Had I not known my friend still faced ten or more weeks in that bed, I’d have thought him ready to go home, for the face of the man I saw in the bed had been so skillfully repaired that in the soft light my weak eyes found little evidence of what he had endured. His sister, who shared nursing turns with his wife, told us the latter was on her way there. We waited, hoping her arrival would come soon enough for us to pay our respects.
To my growing delight, the worst of my fears were proved excessive. Mr. Choi’s effervescent joie de vivre was at maximum , I reckoned, for a man in his condition. We were soon cackling at each others jokes, as Missus looked on, interpreting each jest, pausing occasionally to explore linguistic nuances in our “humor”, never an easy challenge despite years of practice.
Growing serious for a moment, he spoke of his wife and the emotional toll his injuries had taken on her. It was the first and only time his composure would dissolve in tears.
We clowned for the camera in the manner to which he had accustomed me, much to the delight of his team at the shop, whenever I would pass on my walks about the neighborhood with dog or camera. A growing worry that we might not see his wife before we left for our Kangnam rendezvous, faded when she appeared.

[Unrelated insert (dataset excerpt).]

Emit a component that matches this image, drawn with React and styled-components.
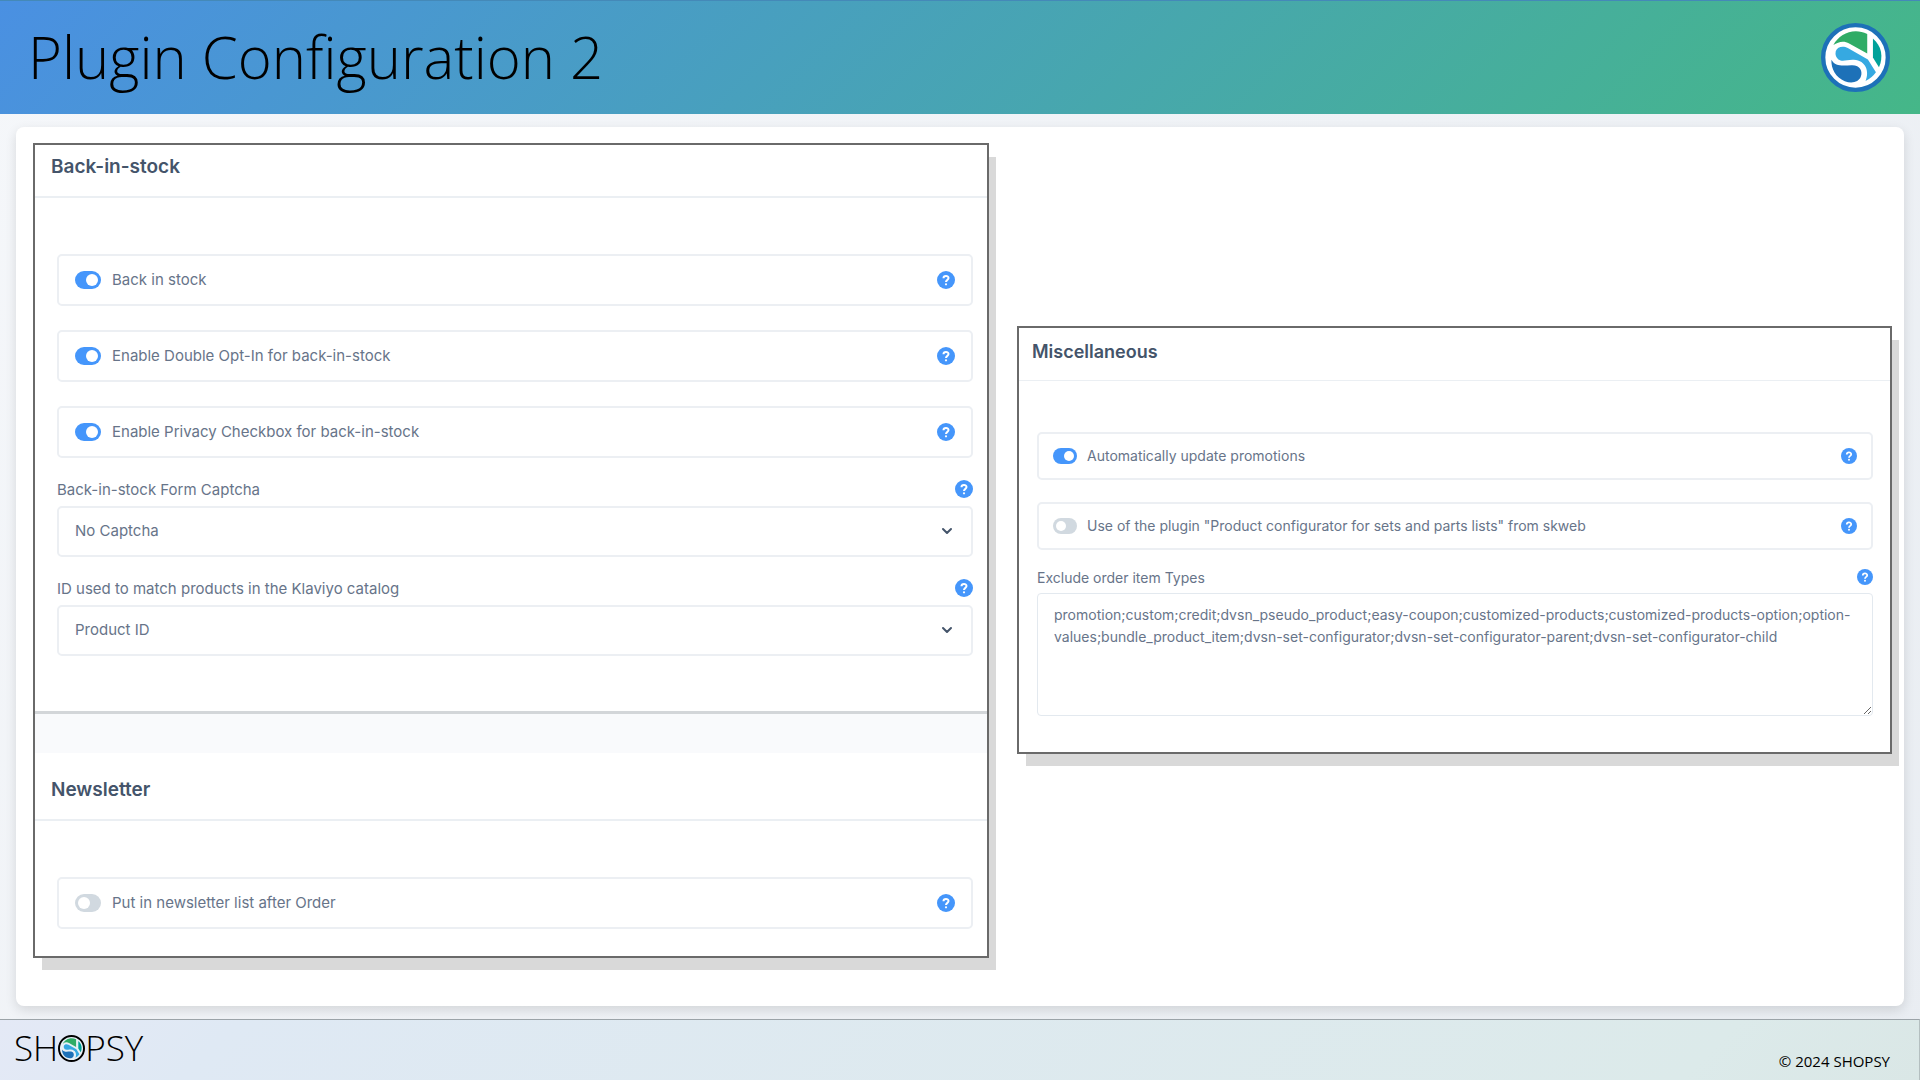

I had absentmindedly left home without my phone making it impossible to notify my friends should we be late. They were coming from some distance to meet us. We had no choice but to leave soon after the lady arrived.

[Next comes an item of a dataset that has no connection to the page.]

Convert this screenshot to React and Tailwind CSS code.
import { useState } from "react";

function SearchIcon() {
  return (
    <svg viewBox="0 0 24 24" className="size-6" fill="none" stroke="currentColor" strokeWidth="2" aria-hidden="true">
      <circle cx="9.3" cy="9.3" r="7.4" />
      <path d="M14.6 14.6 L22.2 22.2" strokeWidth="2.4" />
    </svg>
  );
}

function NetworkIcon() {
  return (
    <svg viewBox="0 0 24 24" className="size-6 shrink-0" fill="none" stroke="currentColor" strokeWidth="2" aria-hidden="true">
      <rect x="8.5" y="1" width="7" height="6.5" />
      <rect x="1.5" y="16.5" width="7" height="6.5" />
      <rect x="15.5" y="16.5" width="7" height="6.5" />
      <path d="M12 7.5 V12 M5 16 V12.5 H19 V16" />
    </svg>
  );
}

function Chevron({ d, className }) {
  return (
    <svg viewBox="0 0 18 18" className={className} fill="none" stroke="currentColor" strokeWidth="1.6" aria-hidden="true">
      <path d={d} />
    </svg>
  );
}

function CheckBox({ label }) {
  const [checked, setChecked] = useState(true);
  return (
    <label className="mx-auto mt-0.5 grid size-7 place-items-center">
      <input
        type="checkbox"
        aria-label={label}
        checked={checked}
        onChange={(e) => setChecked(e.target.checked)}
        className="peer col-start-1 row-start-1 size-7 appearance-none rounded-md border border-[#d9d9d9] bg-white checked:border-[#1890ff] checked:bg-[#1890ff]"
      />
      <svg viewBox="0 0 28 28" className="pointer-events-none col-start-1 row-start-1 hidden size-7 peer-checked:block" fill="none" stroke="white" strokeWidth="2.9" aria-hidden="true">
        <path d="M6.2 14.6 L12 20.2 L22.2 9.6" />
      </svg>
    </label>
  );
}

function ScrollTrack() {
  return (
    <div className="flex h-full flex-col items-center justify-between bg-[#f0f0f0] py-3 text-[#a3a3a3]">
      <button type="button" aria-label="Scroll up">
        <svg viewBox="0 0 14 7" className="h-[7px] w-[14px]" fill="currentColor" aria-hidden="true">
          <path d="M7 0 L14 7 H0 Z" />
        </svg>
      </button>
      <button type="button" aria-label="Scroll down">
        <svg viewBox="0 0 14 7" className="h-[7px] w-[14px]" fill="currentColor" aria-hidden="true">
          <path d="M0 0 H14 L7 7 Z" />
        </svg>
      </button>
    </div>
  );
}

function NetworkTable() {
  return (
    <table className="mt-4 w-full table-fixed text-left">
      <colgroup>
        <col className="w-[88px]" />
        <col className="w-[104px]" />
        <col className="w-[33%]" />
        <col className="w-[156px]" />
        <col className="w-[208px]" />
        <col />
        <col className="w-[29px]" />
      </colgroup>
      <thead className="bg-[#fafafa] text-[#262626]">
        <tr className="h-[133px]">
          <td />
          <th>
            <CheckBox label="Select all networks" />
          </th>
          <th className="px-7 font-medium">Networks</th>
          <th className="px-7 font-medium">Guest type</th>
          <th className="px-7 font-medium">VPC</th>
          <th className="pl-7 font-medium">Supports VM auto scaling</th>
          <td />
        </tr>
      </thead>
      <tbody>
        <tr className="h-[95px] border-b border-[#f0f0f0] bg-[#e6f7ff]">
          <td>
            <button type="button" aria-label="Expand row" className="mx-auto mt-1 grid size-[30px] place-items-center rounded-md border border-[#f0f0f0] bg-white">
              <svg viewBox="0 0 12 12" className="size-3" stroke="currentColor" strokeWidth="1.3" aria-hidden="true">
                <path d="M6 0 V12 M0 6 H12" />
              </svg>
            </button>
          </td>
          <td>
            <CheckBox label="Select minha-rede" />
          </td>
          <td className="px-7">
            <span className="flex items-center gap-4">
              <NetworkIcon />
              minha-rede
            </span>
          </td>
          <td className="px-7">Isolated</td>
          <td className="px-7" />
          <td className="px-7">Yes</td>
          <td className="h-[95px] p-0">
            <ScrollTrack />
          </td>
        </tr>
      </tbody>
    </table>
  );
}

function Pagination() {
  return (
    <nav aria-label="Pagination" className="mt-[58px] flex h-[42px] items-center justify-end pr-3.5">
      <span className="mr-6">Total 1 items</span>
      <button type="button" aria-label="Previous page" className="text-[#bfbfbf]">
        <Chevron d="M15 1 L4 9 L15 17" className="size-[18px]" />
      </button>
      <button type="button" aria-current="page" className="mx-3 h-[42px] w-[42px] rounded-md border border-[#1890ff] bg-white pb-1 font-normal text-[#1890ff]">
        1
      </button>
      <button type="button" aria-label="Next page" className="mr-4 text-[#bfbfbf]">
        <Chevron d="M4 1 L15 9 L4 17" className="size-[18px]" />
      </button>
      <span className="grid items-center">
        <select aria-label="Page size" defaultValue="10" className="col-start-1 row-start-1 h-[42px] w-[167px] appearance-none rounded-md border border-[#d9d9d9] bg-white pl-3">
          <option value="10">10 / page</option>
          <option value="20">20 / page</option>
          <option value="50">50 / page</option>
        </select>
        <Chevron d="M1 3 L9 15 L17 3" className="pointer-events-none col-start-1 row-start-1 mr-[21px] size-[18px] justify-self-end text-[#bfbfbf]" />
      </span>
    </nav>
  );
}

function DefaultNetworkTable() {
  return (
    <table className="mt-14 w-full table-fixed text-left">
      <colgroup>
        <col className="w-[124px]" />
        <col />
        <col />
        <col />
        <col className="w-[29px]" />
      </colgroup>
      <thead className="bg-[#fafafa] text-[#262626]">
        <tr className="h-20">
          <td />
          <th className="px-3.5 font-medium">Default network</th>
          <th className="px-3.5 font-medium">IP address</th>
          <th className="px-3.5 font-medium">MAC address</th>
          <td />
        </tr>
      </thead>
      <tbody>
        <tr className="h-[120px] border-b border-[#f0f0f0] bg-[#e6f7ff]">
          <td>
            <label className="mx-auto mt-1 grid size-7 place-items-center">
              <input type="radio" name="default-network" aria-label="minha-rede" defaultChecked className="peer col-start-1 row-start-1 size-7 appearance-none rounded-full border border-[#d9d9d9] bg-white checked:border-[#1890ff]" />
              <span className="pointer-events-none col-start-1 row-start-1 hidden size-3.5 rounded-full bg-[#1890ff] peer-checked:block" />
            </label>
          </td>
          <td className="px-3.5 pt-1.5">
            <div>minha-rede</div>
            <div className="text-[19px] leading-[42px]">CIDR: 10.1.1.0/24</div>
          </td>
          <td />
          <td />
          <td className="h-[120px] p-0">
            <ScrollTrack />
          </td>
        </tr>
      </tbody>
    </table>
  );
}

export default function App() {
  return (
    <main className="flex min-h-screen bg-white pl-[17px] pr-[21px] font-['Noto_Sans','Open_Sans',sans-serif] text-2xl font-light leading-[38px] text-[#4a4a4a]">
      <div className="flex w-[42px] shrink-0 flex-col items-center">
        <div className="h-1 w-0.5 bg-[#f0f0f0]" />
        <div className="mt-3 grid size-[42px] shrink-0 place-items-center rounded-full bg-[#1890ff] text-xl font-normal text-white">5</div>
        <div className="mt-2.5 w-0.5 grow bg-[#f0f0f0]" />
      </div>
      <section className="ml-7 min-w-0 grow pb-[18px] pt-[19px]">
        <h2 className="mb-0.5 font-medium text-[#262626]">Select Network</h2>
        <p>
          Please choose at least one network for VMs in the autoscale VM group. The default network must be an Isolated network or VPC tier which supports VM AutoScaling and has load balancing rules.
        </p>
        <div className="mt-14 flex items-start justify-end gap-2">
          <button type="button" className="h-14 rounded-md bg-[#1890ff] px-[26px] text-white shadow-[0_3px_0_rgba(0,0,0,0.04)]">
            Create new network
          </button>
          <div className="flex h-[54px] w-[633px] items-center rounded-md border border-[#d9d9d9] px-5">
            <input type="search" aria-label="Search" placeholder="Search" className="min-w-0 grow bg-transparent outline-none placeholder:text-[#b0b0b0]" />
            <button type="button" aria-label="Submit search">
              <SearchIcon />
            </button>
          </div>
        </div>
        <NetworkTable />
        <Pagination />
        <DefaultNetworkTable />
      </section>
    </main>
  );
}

The two women spoke of our daughters’ status in their respective educational pursuits as we listened and looked on. I know enough Korean language to understand that, when she subsided into a brief minute of weeping, it came as she recounted her partner’s suffering, and the intense pain but partly relieved by medication.
Their pure sympathy each for the others suffering touched me deeply. As we prepared, reluctantly, to take our leave, Mr. Choi revealed two things he longed to do. He wants to go fishing for the fingerlings that flavor maeuntang, a kind of fish stew, spicy hot as the manifold of Hell.
The other is to attend church together with his family, to express their gratitude for his deliverance, certain that divine providence alone had spared his life and allowed him to remain among his loved ones.
It was still in my thoughts an hour later, moments before tucking into just-served meals, the two aged former colleagues paused to offer grace at the balcony table overlooking the bustle of the Central City Express Bus Terminal. Later, I learned that one, paraplegic when we met almost thirty years before, had narrowly survived two life-threatening illnesses in the fifteen years since our last meeting.
Listening as the third colleague narrated the story, I saw that I would dishonor him and all those others whose presence in my life had sustained, despite the absence of any similar variety of personal faith. I resolved then and there not to be so arrogant as to belittle or dismiss theirs, free of any trace of ideology for export as it was.
That’s the moment when I remembered my early-morning exchange with Emily, and her way of observing Christmas with her family, delivering gifts new pairs of clean, warm socks to the homeless of San Francisco. Why should the faith of another offend or upset me in any way, when it makes them more humane, and more appreciative of their own life, and the lives of others?